# [Description of the task]
State the number of lines that hold the string "index", with nothing added.

-- START OF Material provided --

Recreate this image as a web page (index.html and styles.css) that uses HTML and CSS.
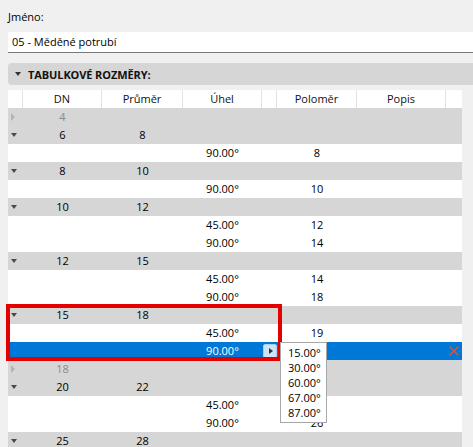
FILE: index.html
```html
<!DOCTYPE html>
<html lang="cs">
<head>
<meta charset="utf-8">
<title>Tabulkové rozměry</title>
<link rel="stylesheet" href="styles.css">
</head>
<body>
<div class="page">
  <div class="label">Jméno:</div>
  <div class="input">05 - Měděné potrubí</div>
  <div class="section"><span class="tri-down dark"></span><span class="section-title">TABULKOVÉ ROZMĚRY:</span></div>
  <div class="table">
    <div class="row head">
      <div class="c"></div><div class="c">DN</div><div class="c">Průměr</div><div class="c">Úhel</div><div class="c"></div><div class="c">Poloměr</div><div class="c">Popis</div><div class="c"></div>
    </div>
    <div class="row grp off"><div class="c"><span class="tri-right"></span></div><div class="c">4</div><div class="c"></div><div class="c"></div><div class="c"></div><div class="c"></div><div class="c"></div><div class="c"></div></div>
    <div class="row grp"><div class="c"><span class="tri-down"></span></div><div class="c">6</div><div class="c">8</div><div class="c"></div><div class="c"></div><div class="c"></div><div class="c"></div><div class="c"></div></div>
    <div class="row"><div class="c"></div><div class="c"></div><div class="c"></div><div class="c">90.00°</div><div class="c"></div><div class="c">8</div><div class="c"></div><div class="c"></div></div>
    <div class="row grp"><div class="c"><span class="tri-down"></span></div><div class="c">8</div><div class="c">10</div><div class="c"></div><div class="c"></div><div class="c"></div><div class="c"></div><div class="c"></div></div>
    <div class="row"><div class="c"></div><div class="c"></div><div class="c"></div><div class="c">90.00°</div><div class="c"></div><div class="c">10</div><div class="c"></div><div class="c"></div></div>
    <div class="row grp"><div class="c"><span class="tri-down"></span></div><div class="c">10</div><div class="c">12</div><div class="c"></div><div class="c"></div><div class="c"></div><div class="c"></div><div class="c"></div></div>
    <div class="row"><div class="c"></div><div class="c"></div><div class="c"></div><div class="c">45.00°</div><div class="c"></div><div class="c">12</div><div class="c"></div><div class="c"></div></div>
    <div class="row"><div class="c"></div><div class="c"></div><div class="c"></div><div class="c">90.00°</div><div class="c"></div><div class="c">14</div><div class="c"></div><div class="c"></div></div>
    <div class="row grp"><div class="c"><span class="tri-down"></span></div><div class="c">12</div><div class="c">15</div><div class="c"></div><div class="c"></div><div class="c"></div><div class="c"></div><div class="c"></div></div>
    <div class="row"><div class="c"></div><div class="c"></div><div class="c"></div><div class="c">45.00°</div><div class="c"></div><div class="c">14</div><div class="c"></div><div class="c"></div></div>
    <div class="row"><div class="c"></div><div class="c"></div><div class="c"></div><div class="c">90.00°</div><div class="c"></div><div class="c">18</div><div class="c"></div><div class="c"></div></div>
    <div class="row grp"><div class="c"><span class="tri-down"></span></div><div class="c">15</div><div class="c">18</div><div class="c"></div><div class="c"></div><div class="c"></div><div class="c"></div><div class="c"></div></div>
    <div class="row"><div class="c"></div><div class="c"></div><div class="c"></div><div class="c">45.00°</div><div class="c"></div><div class="c">19</div><div class="c"></div><div class="c"></div></div>
    <div class="row sel"><div class="c"></div><div class="c"></div><div class="c"></div><div class="c">90.00°</div><div class="c"><span class="btn"><span class="btn-tri"></span></span></div><div class="c"></div><div class="c"></div><div class="c"><svg class="del" width="10" height="10" viewBox="0 0 10 10"><path d="M0.5 0.5 L9.5 9.5 M9.5 0.5 L0.5 9.5" stroke="#e8532f" stroke-width="1.4" fill="none"/></svg></div></div>
    <div class="row grp off"><div class="c"><span class="tri-right"></span></div><div class="c">18</div><div class="c"></div><div class="c"></div><div class="c"></div><div class="c"></div><div class="c"></div><div class="c"></div></div>
    <div class="row grp"><div class="c"><span class="tri-down"></span></div><div class="c">20</div><div class="c">22</div><div class="c"></div><div class="c"></div><div class="c"></div><div class="c"></div><div class="c"></div></div>
    <div class="row"><div class="c"></div><div class="c"></div><div class="c"></div><div class="c">45.00°</div><div class="c"></div><div class="c"></div><div class="c"></div><div class="c"></div></div>
    <div class="row"><div class="c"></div><div class="c"></div><div class="c"></div><div class="c">90.00°</div><div class="c"></div><div class="c">26</div><div class="c"></div><div class="c"></div></div>
    <div class="row grp"><div class="c"><span class="tri-down"></span></div><div class="c">25</div><div class="c">28</div><div class="c"></div><div class="c"></div><div class="c"></div><div class="c"></div><div class="c"></div></div>

    <div class="highlight"></div>
    <ul class="dropdown">
      <li>15.00°</li>
      <li>30.00°</li>
      <li>60.00°</li>
      <li>67.00°</li>
      <li>87.00°</li>
    </ul>
  </div>
</div>
</body>
</html>
```

FILE: styles.css
```css
html, body {
  margin: 0;
  padding: 0;
  height: 100%;
  overflow: hidden;
}
body {
  background: #f0f0f0;
  font-family: "Open Sans", "Noto Sans", sans-serif;
  font-size: 11px;
  color: #000;
}
.page {
  padding-left: 8px;
}
.label {
  padding-top: 9px;
  line-height: 16px;
  height: 16px;
  color: #000;
}
.input {
  margin-top: 7px;
  height: 20px;
  line-height: 20px;
  background: #fff;
  border-bottom: 1px solid #7a7a7a;
  padding-left: 4px;
}
.section {
  margin-top: 10px;
  height: 22px;
  background: #d6d6d6;
  border-radius: 4px 0 0 4px;
  display: flex;
  align-items: center;
}
.section-title {
  font-weight: bold;
  color: #111;
  margin-left: 7px;
  letter-spacing: -0.1px;
}
.tri-down {
  display: inline-block;
  width: 0;
  height: 0;
  border-left: 3.5px solid transparent;
  border-right: 3.5px solid transparent;
  border-top: 4px solid #4a4a4a;
}
.section .tri-down {
  margin-left: 7px;
  border-top-color: #333;
}
.tri-right {
  display: inline-block;
  width: 0;
  height: 0;
  border-top: 4px solid transparent;
  border-bottom: 4px solid transparent;
  border-left: 4px solid #b4b4b4;
}
.table {
  position: relative;
  margin-top: 5px;
  width: 454px;
}
.row {
  display: grid;
  grid-template-columns: 15px 79px 81px 79px 15px 80px 89px 16px;
  height: 18px;
  line-height: 18px;
  background: #fff;
}
.c {
  text-align: center;
  white-space: nowrap;
  overflow: hidden;
  display: flex;
  align-items: center;
  justify-content: center;
}
.row .c:first-child {
  justify-content: flex-start;
  padding-left: 3px;
}
.head .c {
  border-right: 1px solid #e2e2e2;
  color: #111;
}
.head .c:last-child {
  border-right: none;
}
.grp {
  background: #d6d6d6;
}
.off {
  color: #8a8a8a;
}
.sel {
  background: #0078d7;
  color: #fff;
}
.btn {
  width: 12px;
  height: 12px;
  background: #cce4f7;
  border: 1px solid #a8cff0;
  border-radius: 2px;
  display: flex;
  align-items: center;
  justify-content: center;
  margin-left: 1px;
}
.btn-tri {
  width: 0;
  height: 0;
  border-top: 3.5px solid transparent;
  border-bottom: 3.5px solid transparent;
  border-left: 4px solid #333;
  margin-left: 1px;
}
.sel .c:last-child {
  justify-content: flex-start;
  padding-left: 3px;
}
.highlight {
  position: absolute;
  left: -2px;
  top: 214px;
  width: 276px;
  height: 57px;
  box-sizing: border-box;
  border: 4px solid #e50000;
  pointer-events: none;
}
.dropdown {
  position: absolute;
  left: 272px;
  top: 252px;
  width: 47px;
  box-sizing: border-box;
  margin: 0;
  padding: 2px 0 2px 7px;
  list-style: none;
  background: #fff;
  border: 1px solid #a8a8a8;
}
.dropdown li {
  height: 15px;
  line-height: 15px;
  color: #000;
}
```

-- END OF Material provided --

# [Output]
2